_Set exercise_
Gather all lines with the word "page" in them.

· · · ·

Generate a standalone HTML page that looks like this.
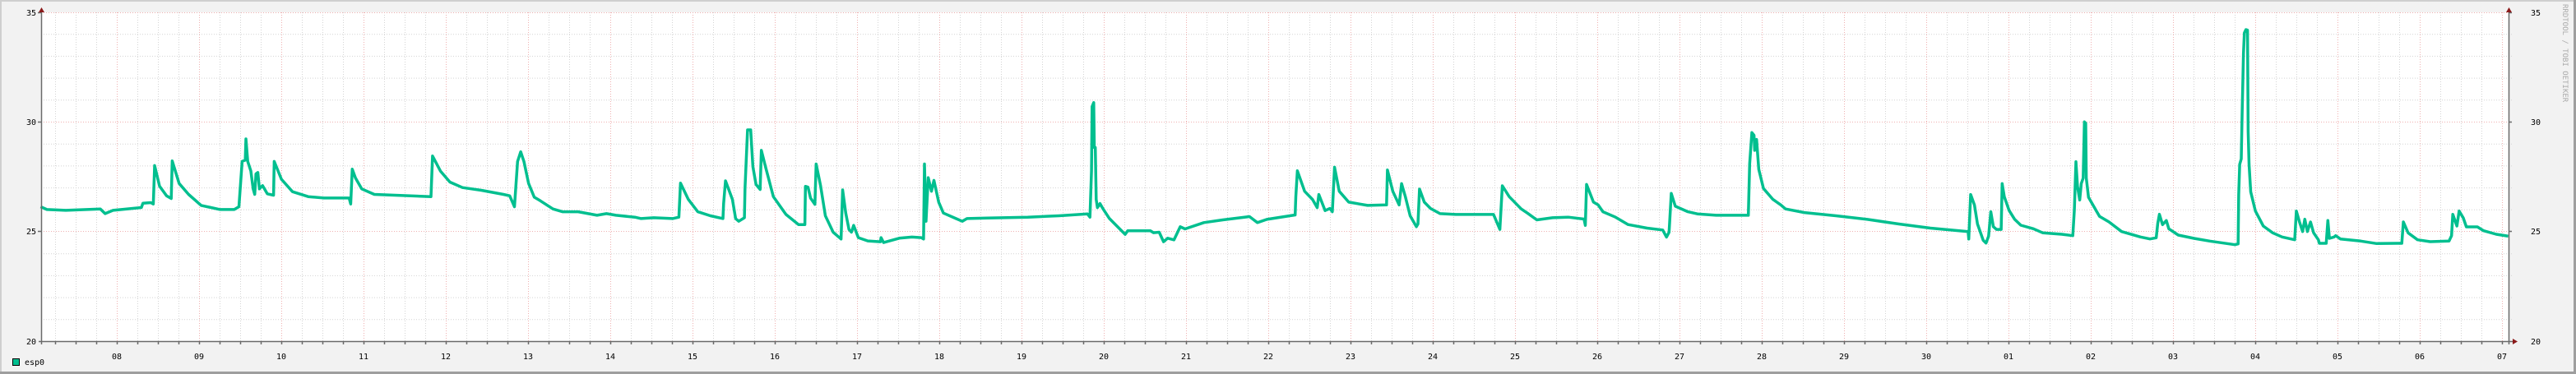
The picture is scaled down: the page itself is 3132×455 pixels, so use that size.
<!DOCTYPE html>
<html><head><meta charset="utf-8"><style>
html,body{margin:0;padding:0;background:#f2f2f2;}
svg{display:block;}
text{font-family:"DejaVu Sans Mono","Liberation Mono",monospace;font-size:10px;fill:#000;}
</style></head><body>
<svg width="3132" height="455" viewBox="0 0 3132 455" xmlns="http://www.w3.org/2000/svg">
<rect x="0" y="0" width="3132" height="455" fill="#f2f2f2"/>
<rect x="0" y="0" width="3132" height="2" fill="#cfcfcf"/>
<rect x="0" y="0" width="2" height="455" fill="#cfcfcf"/>
<rect x="0" y="452" width="3132" height="3" fill="#9e9e9e"/>
<rect x="3129" y="0" width="3" height="455" fill="#9e9e9e"/>
<rect x="50" y="15" width="3000" height="400" fill="#fff"/>
<g id="grid" stroke-width="1" stroke-dasharray="1,2" fill="none">
<g stroke="#d4d4d4">
<path d="M50 41.7H3055M50 68.4H3055M50 95.1H3055M50 121.8H3055M50 175.2H3055M50 201.9H3055M50 228.6H3055M50 255.3H3055M50 308.7H3055M50 335.4H3055M50 362.1H3055M50 388.8H3055"/>
<g id="vminor"></g>
</g>
<g stroke="#efb0b0">
<path d="M50 15.5H3055M50 148.5H3055M50 281.5H3055"/>
<g id="vmajor"></g>
</g>
</g>
<polyline fill="none" stroke="#00bf8f" stroke-width="3.5" stroke-linejoin="round" points="
49.4,251.5 57,254.9 80,255.9 122,254.2 127.8,259.9 137.4,255.9 171.9,252.5 173.8,247.2 183.3,246.5 186.4,248.2 188,201.4 194,226.5 202.5,238.2 208.2,241.5 209.4,195.8 217.8,223.2 229.3,236.5 244.6,249.9 267.6,254.9 284.8,254.9 290.5,251.5 294.4,196.4 298.2,194.8 299,169 301.2,196.4 305,208.1 307.8,229.8 309.7,236.5 311.2,211.5 313.5,209.8 315.4,229.8 319.2,225.8 325,235.8 332.6,237.5 333.4,196.4 342.2,218.1 355.6,233.2 374.7,239.2 393.9,240.9 424.5,240.9 426.4,248.2 428.3,205.8 432.2,216.5 439.8,229.8 455.1,236.5 524,239.2 525.9,189.8 535.5,208.1 547,221.5 562.3,228.2 585.3,231.5 612.1,236.5 619.7,238.2 625.5,251.5 629.3,196.4 633.1,184.7 637,196.4 642.7,223.2 649.6,239.9
657,244.3 672.3,254.2 683.8,257.6 703,257.6 725.9,261.9 737.4,259.9 748.9,261.9 771.9,264.2 779.5,265.9 794.8,264.9 817.8,265.9 825.4,264.2 827.4,222.7 836.9,242.6 848.4,257.6 863.7,262.5 879,265.9 879.8,247.6 882.1,220 890.5,242.6 894.4,265.9 898.2,269.2 905.1,264.9 905.8,229.3 908.9,158 912.7,158 915.4,202.8 919.2,224.4 924.2,230.5 925.7,182.9 930.7,202.8 940.3,239.3 955.6,260.9 970.9,273.2 978.6,273.2 979.3,226.7 982.4,227.7 985.5,241 990.8,248.6 992.3,199.5 997.7,226 1003.5,262.5 1013,282.5 1022.6,290.8 1024.5,231 1028.3,259.2 1032.2,279.1 1035.2,282.5 1037.9,274.2 1043.6,289.1 1055.1,293.1 1070.4,294.1 1071.2,289.1 1074.3,295.1 1093.4,289.8 1108.7,288.4 1120.2,289.1 1122.9,290.8 1124,199.5 1125.9,269.2 1128.6,216.1 1132.5,232.7 1135.5,219.4 1141.3,245.9 1147,259.2 1162.3,265.9 1170,269.2 1175.7,265.9 1200.6,265.2 1249.6,264.2
1287.6,262.5 1322.1,260.2 1325.2,264.2 1327.1,207.8 1327.8,129.7 1329.8,124.8 1330.5,179.5 1331.7,179.5 1332.8,242.6 1334.3,252.6 1337.4,247.6 1341.2,254.2 1348.9,265.9 1368,285.1 1371.1,280.8 1398.7,280.8 1402.5,283.1 1409.4,282.5 1414.7,294.1 1419.7,289.8 1427.4,291.8 1435,275.8 1440.8,278.5 1463.7,270.8 1486.7,267.5 1519.2,263.5 1528.8,270.8 1540.3,266.9 1574.7,261.5 1575.5,239.3 1577.4,207.8 1586.2,232.7 1595.8,242.6 1601.5,252.6 1603.5,236.6 1611.1,256.2 1616.9,253.6 1619.9,257.6 1622.6,203.4 1628.3,232.7 1639.8,245.9 1662.8,249.9 1685.8,249.3 1686.9,206.8 1693.4,232.7 1701.1,249.3 1704.1,223.4 1708.7,239.3 1714.5,262.5 1722.1,275.8 1724,272.5 1725.9,230 1731.7,245.9 1739.3,253.6 1750.8,259.9 1770,260.9 1815.9,260.9 1823.6,279.1 1826.6,226 1835,239.3 1849.6,254.2
1857,259.2 1868.5,267.5 1887.6,264.9 1906.8,264.2 1925.9,266.5 1927.5,274.2 1929,224.4 1937.4,245.9 1943.1,249.3 1948.9,257.6 1964.2,264.2 1979.5,273.2 2002.5,277.5 2021.6,279.8 2026.2,288.4 2029.3,282.5 2030,270.8 2032,235.3 2036.9,250.9 2052.2,257.6 2063.7,260.2 2086.7,261.9 2125.7,261.9 2127.3,199.5 2130,161.3 2132.6,164.6 2133.4,182.9 2135.7,169.6 2138.4,206.1 2144.1,229.3 2155.6,242.6 2165.2,249.3 2170.9,254.2 2193.9,258.6 2232.2,262.5 2270.4,266.9 2308.7,272.5 2347,277.5 2392.9,281.8 2393.7,290.8 2396,236.6 2400.6,249.3 2404.3,272.5 2411.3,292.4 2414.7,295.7 2417.8,287.4 2420.5,257.6 2423.6,275.8 2427.4,279.1 2433.1,279.1 2434.3,223.4 2436.9,239.3 2442.7,255.9
2449.4,266.7 2457,274 2472.3,278.3 2483.8,283.3 2506.8,285 2520.2,286.7 2522.1,255 2524,196.7 2525.9,226.7 2528.6,243.3 2530.5,223.3 2532.8,216.7 2534.3,148.3 2535.9,150 2536.6,216.7 2539.3,240 2548.9,256.7 2552.7,263.3 2564.2,270 2579.5,281.7 2602.5,288.3 2614,290.7 2621.6,289.3 2623.5,271.7 2625.5,260.7 2629.3,273.3 2633.9,268.3 2636.9,278.3 2648.4,286 2667.6,290 2686.7,293.3 2717.3,297.7 2721.2,296.7 2721.9,236.7 2723.1,200 2725,193.3 2726.1,136.7 2727.7,65 2728.8,40 2730.7,36 2732.6,36.7 2733.4,160 2734.5,200 2736.5,233.3 2742.2,256.7 2751.8,275 2763.3,283.3 2774.7,288.3 2790,291.7 2792,256.7 2795.8,270 2799.6,281.7 2802.3,266.7 2805.4,281.7 2809.2,270 2813,283.3 2818.8,291.7 2819.9,296 2828.3,296 2830.3,268.3 2832.2,290 2837.9,288.3 2839.8,286.7 2845.6,290.7 2870.4,293.3 2889.6,296.3 2914.5,296 2920.2,296 2922.1,270 2927.9,283.3 2939.3,291.7 2954.7,294 2977.6,293.3 2980.7,286.7 2982.2,260.7 2987.2,275 2989.9,256.7 2994.9,265 2998.7,276 3012.1,276 3019.7,280.7 3035,285 3049.6,287.3"/>
<g stroke="#6a6a6a" stroke-width="1.5" fill="none">
<path d="M50.5 12V419M47 415.5H3056M3050.5 12V419"/>
<path id="ticks" d="M46 15.5H50M46 148.5H50M46 281.5H50M3050 15.5H3054M3050 148.5H3054M3050 281.5H3054"/>
</g>
<path d="M47 15L50.5 9L54 15Z M3047 15L3050.5 9L3054 15Z M3055 412L3061 415.5L3055 419Z" fill="#8b1a1a"/>
<g text-anchor="end">
<text x="44" y="19">35</text><text x="44" y="152">30</text><text x="44" y="285">25</text><text x="44" y="419">20</text>
</g>
<g>
<text x="3077" y="19">35</text><text x="3077" y="152">30</text><text x="3077" y="285">25</text><text x="3077" y="419">20</text>
</g>
<g id="xl" text-anchor="middle"></g>
<rect x="15.5" y="436.5" width="8" height="8" fill="#00bf8f" stroke="#000" stroke-width="1"/>
<text x="30" y="444">esp0</text>
<text transform="translate(3116,5) rotate(90)" style="font-size:9px;fill:#aaa;">RRDTOOL / TOBI OETIKER</text>
</svg>
<script>
(function(){
var ns="http://www.w3.org/2000/svg";
var mi=document.getElementById("vminor"),ma=document.getElementById("vmajor"),xl=document.getElementById("xl");
var dm="",dM="",tk="";
for(var x=67;x<3050;x+=25){
 var k=(x-142)/100;
 if(x>=142 && Math.abs(k-Math.round(k))<0.001){dM+="M"+(x+0.5)+" 15V415";}
 else dm+="M"+(x+0.5)+" 15V415";
 tk+="M"+(x+0.5)+" 415V419";
}
var p1=document.createElementNS(ns,"path");p1.setAttribute("d",dm);mi.appendChild(p1);
var p2=document.createElementNS(ns,"path");p2.setAttribute("d",dM);ma.appendChild(p2);
var labels=[];
for(var d=8;d<=30;d++)labels.push(d);
for(var d=1;d<=7;d++)labels.push(d);
for(var i=0;i<labels.length;i++){
 var t=document.createElementNS(ns,"text");
 t.setAttribute("x",142+i*100);t.setAttribute("y",437);
 t.textContent=(labels[i]<10?"0":"")+labels[i];
 xl.appendChild(t);
}
var tp=document.getElementById("ticks");tp.setAttribute("d",tp.getAttribute("d")+tk);
})();
</script>
</body></html>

· · · ·

_Exercise output_
Generate a standalone HTML page that looks like this.
The picture is scaled down: the page itself is 3132×455 pixels, so use that size.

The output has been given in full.